This weekend has been a very tiring one, what with it being a 4 day weekend because of the Easter break. Not only did I got rowing on the weekend mornings but I also spent a lot of time in the garden in preparation for our planned remodelling project.
So last weeks lesson came in to play, and thankfully I had learned that lesson well. I was quite tired on Sunday after having spent 4 hours rowing on the previous day as well as a similar amount of time working in the garden that same day. Our training on Sunday consisted of a lot of technical work followed by 4 x 1000m race pieces. During the last two of those 1000m my legs were badly fatigued, but oddly those piece were our best of the day. The only reason for that was applying my “less is more” lesson, and not still trying to “go for it” the boat stayed stable, the bladework (relatively) clean and therefore the boat remained fast.
I think the other reason the boat ran as well as it did on those last two pieces was down Rob’s explanation of a particular exercise, namely slap catches. I’d always tried to make a big slap when doing those. It had never really been explained to me what the exercise was supposed to achieve. Rob took the time to explain to me exactly how to do the exercise and what it was meant to do. Previously, the first time I’d been introducted to the slap catch exercise was being told as we were starting to do them in a coxed four.

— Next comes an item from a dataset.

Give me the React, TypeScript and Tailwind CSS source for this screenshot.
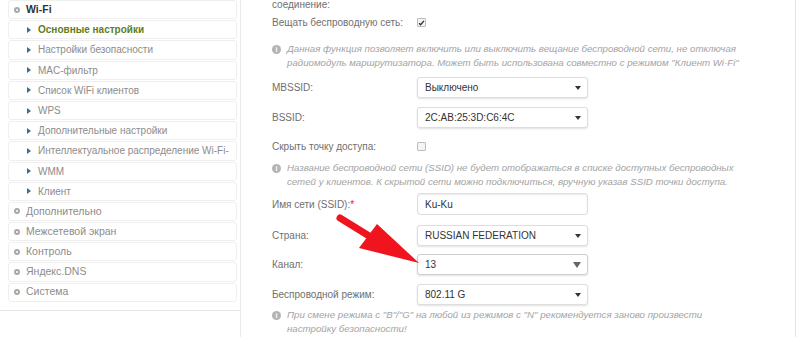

Because I’d not had it explained to me before, I was dropping my hands slightly in order to make the slap louder. This had the effect of upsetting the balance of the boat at the catch. The correct way to do a slap catch is to keep the hands level and to let gravity drop the blade on to the water. It shouldn’t be a particularly loud noise, as the real aim of the exercise is to get used to “letting go” of the handle. By that I mean letting gravity drop the blade the the water level rather than forcing it. After I’d got my head around that the stability of the boat improved a lot.
The slap catch exercise actually teaches you a couple of things, one to allow gravity to drop the blade in to the water, and two to teach you to keep the hands at the right level.
My blade placement in the water also improved a lot after having done the slap catches, which combined with last weeks lesson of “less is more” combined with the improved boat stability from the slap catches helped us to move the boat quickly despite both of us being fatigued during the last couple of pieces.
Another effect of the slap catches is that it focuses the mind on the catch and holding the hands level ready for it. Which in turn allows me to concentrate on preparing for the catch that little bit earlier, which just makes everying run that little bit smoother. As I’ve said in the past, rowing is a very cyclic sport, in that there is no start or end to the stroke, it all just flows continously. So getting one thing right makes getting all the others right a bit easier. The other side of that is that there will always be room for improvement and fine tuning.